These days almost all our electronic devices utilize the lithium-ion battery but Lynden Archer, professor of chemical engineering at Cornell University thinks that we need a “revolution”in the field of battery technology and is positive that Cornell has succeeded in developing a new lithium battery that will bring a lot of change to the existing design and efficiency. “What we have now [in lithium-ion battery technology] is actually at the limits of its capabilities,” said Lynden Archer. “The lithium-ion battery, which has become the workhorse in powering new electronics technologies, operates at over 90 percent of its theoretical storage capacity. Minor engineering tweaks may lead to better batteries with more storage, but this is not a long-term solution.” Archer believes that our mindset needs a “radical” change and that we must start at the beginning.
Snehasis Choudhary, a Ph.D student at Cornell University designed new lithium batteries that solve the basic problem with these rechargeable lithium ion batteries that utilize energy-dense metallic lithium anodes: Lithium is present inside the batteries as long spines called dendrites that arise from the anode of the battery- ions go to and fro from the electrolyte when you charge and discharge the battery. If in any case, the dendrite breaks through the separator and extends itself to the cathode, a short-circuit might occur which might lead to fire. Solid electrolytes can inhibit the growth of the dendrite to the cathode mechanically but that usually results in a slow ion transport. What Snehasis proposed is that the dendrite growth should be confined and regulated by the structure of the electrolyte, which can be controlled chemically.
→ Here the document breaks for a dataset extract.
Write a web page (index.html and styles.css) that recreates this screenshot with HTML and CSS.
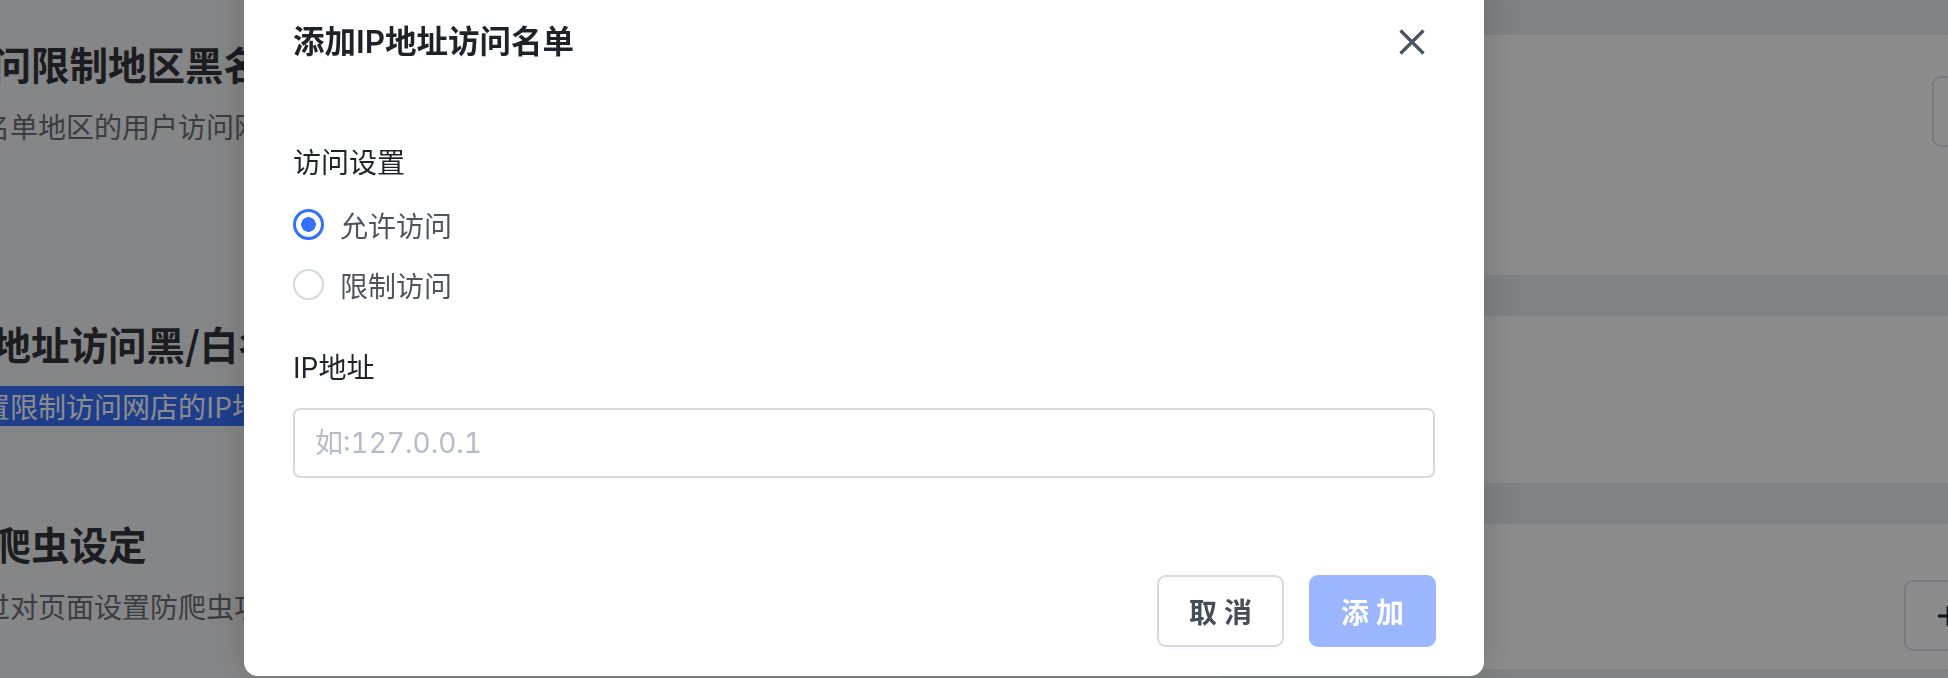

The study, called Confining Electrodeposition of Metals in Structured Electrolytes was published recently in the journal Proceedings of the National Academy of Sciences. Choudhary wanted that the team at Cornell utilize the “cross-linked hairy nanoparticles”- made up of silica nanoparticles and polypropylene oxide to develop an electrolyte that is porous so that it could increase the length of the route that the ions must travel from anode to cathode- which will increase the life of the anode significantly. “This is something I’ve wanted to do for, I guess, three Ph.D. students’ lifetimes,” said Archer. “What Snehasis was able to do was design a cell that allowed us to, very elegantly, visualize what is occurring at the lithium-metal interface, giving us now the ability to go beyond theoretical predictions.”